--- Start ---

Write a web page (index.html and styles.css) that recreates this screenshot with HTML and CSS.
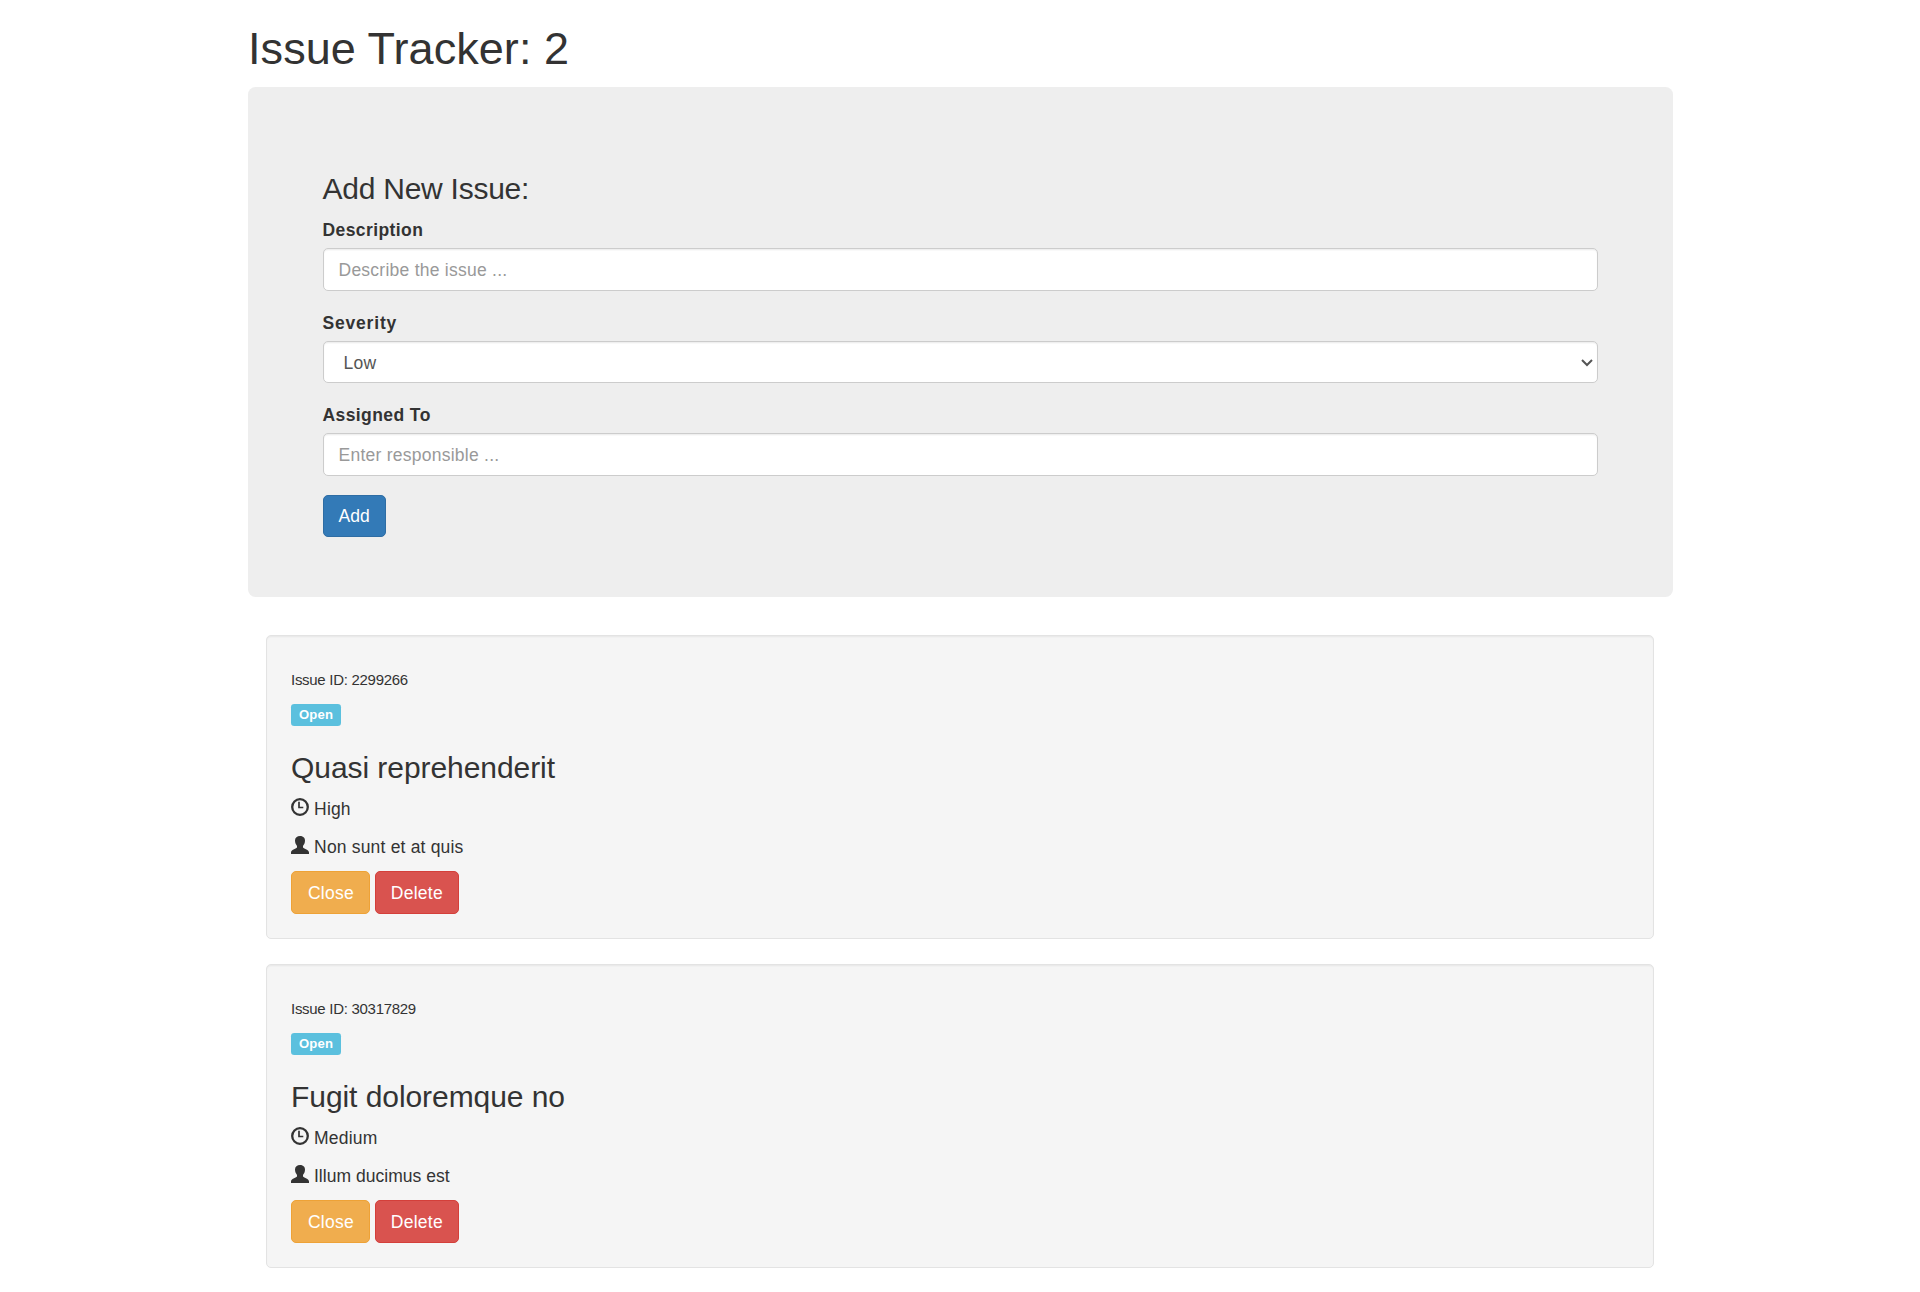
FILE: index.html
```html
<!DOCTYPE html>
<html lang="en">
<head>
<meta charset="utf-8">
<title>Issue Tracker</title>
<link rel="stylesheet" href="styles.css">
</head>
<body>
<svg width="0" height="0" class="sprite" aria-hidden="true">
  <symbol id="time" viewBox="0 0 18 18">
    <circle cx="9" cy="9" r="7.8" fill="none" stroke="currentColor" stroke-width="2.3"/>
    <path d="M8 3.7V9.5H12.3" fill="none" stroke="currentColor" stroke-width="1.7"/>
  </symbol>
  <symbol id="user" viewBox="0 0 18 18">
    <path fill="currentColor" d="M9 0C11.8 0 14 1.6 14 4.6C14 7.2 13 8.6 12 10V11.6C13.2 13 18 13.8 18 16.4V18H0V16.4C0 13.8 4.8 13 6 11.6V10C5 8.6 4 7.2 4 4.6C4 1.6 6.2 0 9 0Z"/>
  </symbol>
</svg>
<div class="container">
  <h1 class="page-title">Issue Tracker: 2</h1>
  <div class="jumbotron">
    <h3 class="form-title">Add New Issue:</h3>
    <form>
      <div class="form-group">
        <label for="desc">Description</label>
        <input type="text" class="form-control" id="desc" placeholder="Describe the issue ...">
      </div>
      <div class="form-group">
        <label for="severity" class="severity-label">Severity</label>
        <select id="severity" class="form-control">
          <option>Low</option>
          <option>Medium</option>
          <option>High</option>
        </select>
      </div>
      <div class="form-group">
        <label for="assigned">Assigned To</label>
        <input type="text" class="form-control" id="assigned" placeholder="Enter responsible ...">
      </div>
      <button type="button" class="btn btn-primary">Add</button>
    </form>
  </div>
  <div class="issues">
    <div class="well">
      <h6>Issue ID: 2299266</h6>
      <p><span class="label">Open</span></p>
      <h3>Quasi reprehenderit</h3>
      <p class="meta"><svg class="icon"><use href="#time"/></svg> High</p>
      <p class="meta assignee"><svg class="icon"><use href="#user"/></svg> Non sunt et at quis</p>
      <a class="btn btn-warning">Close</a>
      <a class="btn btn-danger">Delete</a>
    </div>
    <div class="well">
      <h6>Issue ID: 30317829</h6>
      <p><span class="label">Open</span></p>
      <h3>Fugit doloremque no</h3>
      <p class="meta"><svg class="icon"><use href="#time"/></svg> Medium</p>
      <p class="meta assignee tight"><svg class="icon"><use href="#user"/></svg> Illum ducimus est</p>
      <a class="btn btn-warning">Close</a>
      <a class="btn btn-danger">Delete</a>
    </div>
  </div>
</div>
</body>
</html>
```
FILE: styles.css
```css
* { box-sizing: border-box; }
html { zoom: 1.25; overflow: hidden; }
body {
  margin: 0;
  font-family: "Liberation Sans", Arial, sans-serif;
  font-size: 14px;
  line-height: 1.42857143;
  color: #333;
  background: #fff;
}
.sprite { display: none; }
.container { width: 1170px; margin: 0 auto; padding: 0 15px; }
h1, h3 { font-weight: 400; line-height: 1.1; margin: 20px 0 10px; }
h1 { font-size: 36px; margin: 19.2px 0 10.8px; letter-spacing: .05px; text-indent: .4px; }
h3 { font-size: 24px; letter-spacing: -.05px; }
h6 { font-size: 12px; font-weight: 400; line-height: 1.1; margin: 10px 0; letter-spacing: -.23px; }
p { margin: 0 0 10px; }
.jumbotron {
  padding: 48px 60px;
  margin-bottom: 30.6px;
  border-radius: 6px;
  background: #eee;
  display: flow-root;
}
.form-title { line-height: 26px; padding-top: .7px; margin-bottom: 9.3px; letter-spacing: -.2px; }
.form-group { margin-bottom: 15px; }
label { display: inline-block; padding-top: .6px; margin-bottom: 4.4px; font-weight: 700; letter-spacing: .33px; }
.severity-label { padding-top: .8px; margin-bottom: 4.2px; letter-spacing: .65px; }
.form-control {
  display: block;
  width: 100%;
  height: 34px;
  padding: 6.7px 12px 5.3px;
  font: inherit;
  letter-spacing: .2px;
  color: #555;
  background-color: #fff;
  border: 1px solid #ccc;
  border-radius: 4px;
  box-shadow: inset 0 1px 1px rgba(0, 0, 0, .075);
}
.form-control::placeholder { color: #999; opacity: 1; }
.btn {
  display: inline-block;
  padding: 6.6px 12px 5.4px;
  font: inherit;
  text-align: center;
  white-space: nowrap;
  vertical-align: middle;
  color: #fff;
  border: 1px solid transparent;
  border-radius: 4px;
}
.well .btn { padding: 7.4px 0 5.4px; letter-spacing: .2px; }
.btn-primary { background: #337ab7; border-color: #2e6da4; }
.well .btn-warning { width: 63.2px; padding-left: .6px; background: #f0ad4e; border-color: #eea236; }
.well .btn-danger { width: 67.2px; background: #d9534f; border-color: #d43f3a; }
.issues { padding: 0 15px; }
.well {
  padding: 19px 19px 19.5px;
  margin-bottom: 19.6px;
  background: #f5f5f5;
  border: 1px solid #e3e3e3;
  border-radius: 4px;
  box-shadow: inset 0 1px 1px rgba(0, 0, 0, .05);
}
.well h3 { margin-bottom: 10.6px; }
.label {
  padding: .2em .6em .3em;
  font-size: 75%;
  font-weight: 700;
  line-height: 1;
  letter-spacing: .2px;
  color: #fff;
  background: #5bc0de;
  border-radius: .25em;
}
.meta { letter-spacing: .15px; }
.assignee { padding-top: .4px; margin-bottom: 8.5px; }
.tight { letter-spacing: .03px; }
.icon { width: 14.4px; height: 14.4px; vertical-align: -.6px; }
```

--- End ---

● **AIM**: Write the lines above out again exactly, without any of their pictures.

● **OUTPUT FOR THIS EXERCISE**:
Write a web page (index.html and styles.css) that recreates this screenshot with HTML and CSS.
FILE: index.html
```html
<!DOCTYPE html>
<html lang="en">
<head>
<meta charset="utf-8">
<title>Issue Tracker</title>
<link rel="stylesheet" href="styles.css">
</head>
<body>
<svg width="0" height="0" class="sprite" aria-hidden="true">
  <symbol id="time" viewBox="0 0 18 18">
    <circle cx="9" cy="9" r="7.8" fill="none" stroke="currentColor" stroke-width="2.3"/>
    <path d="M8 3.7V9.5H12.3" fill="none" stroke="currentColor" stroke-width="1.7"/>
  </symbol>
  <symbol id="user" viewBox="0 0 18 18">
    <path fill="currentColor" d="M9 0C11.8 0 14 1.6 14 4.6C14 7.2 13 8.6 12 10V11.6C13.2 13 18 13.8 18 16.4V18H0V16.4C0 13.8 4.8 13 6 11.6V10C5 8.6 4 7.2 4 4.6C4 1.6 6.2 0 9 0Z"/>
  </symbol>
</svg>
<div class="container">
  <h1 class="page-title">Issue Tracker: 2</h1>
  <div class="jumbotron">
    <h3 class="form-title">Add New Issue:</h3>
    <form>
      <div class="form-group">
        <label for="desc">Description</label>
        <input type="text" class="form-control" id="desc" placeholder="Describe the issue ...">
      </div>
      <div class="form-group">
        <label for="severity" class="severity-label">Severity</label>
        <select id="severity" class="form-control">
          <option>Low</option>
          <option>Medium</option>
          <option>High</option>
        </select>
      </div>
      <div class="form-group">
        <label for="assigned">Assigned To</label>
        <input type="text" class="form-control" id="assigned" placeholder="Enter responsible ...">
      </div>
      <button type="button" class="btn btn-primary">Add</button>
    </form>
  </div>
  <div class="issues">
    <div class="well">
      <h6>Issue ID: 2299266</h6>
      <p><span class="label">Open</span></p>
      <h3>Quasi reprehenderit</h3>
      <p class="meta"><svg class="icon"><use href="#time"/></svg> High</p>
      <p class="meta assignee"><svg class="icon"><use href="#user"/></svg> Non sunt et at quis</p>
      <a class="btn btn-warning">Close</a>
      <a class="btn btn-danger">Delete</a>
    </div>
    <div class="well">
      <h6>Issue ID: 30317829</h6>
      <p><span class="label">Open</span></p>
      <h3>Fugit doloremque no</h3>
      <p class="meta"><svg class="icon"><use href="#time"/></svg> Medium</p>
      <p class="meta assignee tight"><svg class="icon"><use href="#user"/></svg> Illum ducimus est</p>
      <a class="btn btn-warning">Close</a>
      <a class="btn btn-danger">Delete</a>
    </div>
  </div>
</div>
</body>
</html>
```
FILE: styles.css
```css
* { box-sizing: border-box; }
html { zoom: 1.25; overflow: hidden; }
body {
  margin: 0;
  font-family: "Liberation Sans", Arial, sans-serif;
  font-size: 14px;
  line-height: 1.42857143;
  color: #333;
  background: #fff;
}
.sprite { display: none; }
.container { width: 1170px; margin: 0 auto; padding: 0 15px; }
h1, h3 { font-weight: 400; line-height: 1.1; margin: 20px 0 10px; }
h1 { font-size: 36px; margin: 19.2px 0 10.8px; letter-spacing: .05px; text-indent: .4px; }
h3 { font-size: 24px; letter-spacing: -.05px; }
h6 { font-size: 12px; font-weight: 400; line-height: 1.1; margin: 10px 0; letter-spacing: -.23px; }
p { margin: 0 0 10px; }
.jumbotron {
  padding: 48px 60px;
  margin-bottom: 30.6px;
  border-radius: 6px;
  background: #eee;
  display: flow-root;
}
.form-title { line-height: 26px; padding-top: .7px; margin-bottom: 9.3px; letter-spacing: -.2px; }
.form-group { margin-bottom: 15px; }
label { display: inline-block; padding-top: .6px; margin-bottom: 4.4px; font-weight: 700; letter-spacing: .33px; }
.severity-label { padding-top: .8px; margin-bottom: 4.2px; letter-spacing: .65px; }
.form-control {
  display: block;
  width: 100%;
  height: 34px;
  padding: 6.7px 12px 5.3px;
  font: inherit;
  letter-spacing: .2px;
  color: #555;
  background-color: #fff;
  border: 1px solid #ccc;
  border-radius: 4px;
  box-shadow: inset 0 1px 1px rgba(0, 0, 0, .075);
}
.form-control::placeholder { color: #999; opacity: 1; }
.btn {
  display: inline-block;
  padding: 6.6px 12px 5.4px;
  font: inherit;
  text-align: center;
  white-space: nowrap;
  vertical-align: middle;
  color: #fff;
  border: 1px solid transparent;
  border-radius: 4px;
}
.well .btn { padding: 7.4px 0 5.4px; letter-spacing: .2px; }
.btn-primary { background: #337ab7; border-color: #2e6da4; }
.well .btn-warning { width: 63.2px; padding-left: .6px; background: #f0ad4e; border-color: #eea236; }
.well .btn-danger { width: 67.2px; background: #d9534f; border-color: #d43f3a; }
.issues { padding: 0 15px; }
.well {
  padding: 19px 19px 19.5px;
  margin-bottom: 19.6px;
  background: #f5f5f5;
  border: 1px solid #e3e3e3;
  border-radius: 4px;
  box-shadow: inset 0 1px 1px rgba(0, 0, 0, .05);
}
.well h3 { margin-bottom: 10.6px; }
.label {
  padding: .2em .6em .3em;
  font-size: 75%;
  font-weight: 700;
  line-height: 1;
  letter-spacing: .2px;
  color: #fff;
  background: #5bc0de;
  border-radius: .25em;
}
.meta { letter-spacing: .15px; }
.assignee { padding-top: .4px; margin-bottom: 8.5px; }
.tight { letter-spacing: .03px; }
.icon { width: 14.4px; height: 14.4px; vertical-align: -.6px; }
```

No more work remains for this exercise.